As seen in this equation, pure premium can be expressed as the product of claim frequency and claim severity. Hence, either we model claim frequency and claim severity, multiply the results and get the pure premium or we can directly model pure premium.

Pure premium usually follows a distribution with a high number of 0 and then a distribution of claim amounts resembling the gamma distribution. This distribution which is a mix of Poisson and gamma is called the [Tweedie](https://en.wikipedia.org/wiki/Tweedie_distribution) distribution. We plotted the distribution of claim amounts, only for claim amounts, using exposure as weights in the following graph: [Pure Premium on claim_train](insight:rMkR48N).

# Going Beyond GLMs

GLMs allow actuaries to model phenomenon that would not be possible to model using simple linear regression.

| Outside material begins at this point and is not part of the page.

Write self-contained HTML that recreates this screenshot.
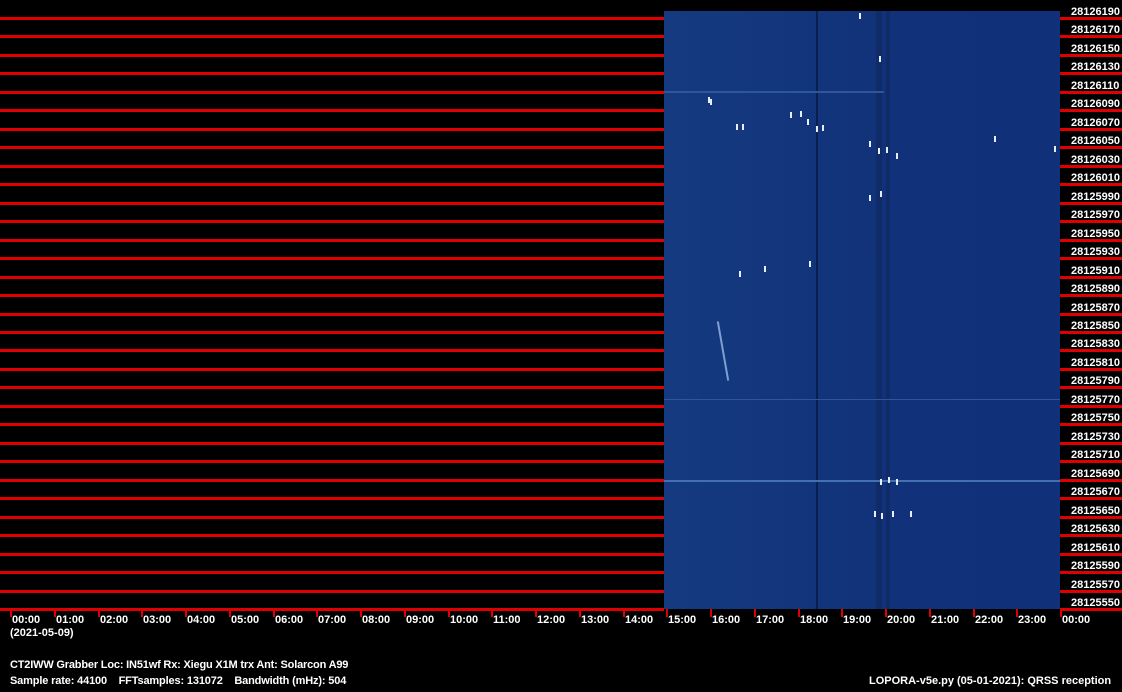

However, the linear regression part of the GLM creates some strong constraints on the dependencies between the features and the response variables. To circumvent that limitation, analysts must engineer ther features precisely  and avoid colinearity between the variables.

To insert non linearities and more complex dependencies between covariates the response variable, other models are starting to be explored. These models include Decision Trees, Gradient Boosting Machines (GBM) and Neural Networks. To take into account the response distribution in the fitting, these models can use most of the Exponential family distributions log likelihood or deviances as objective functions.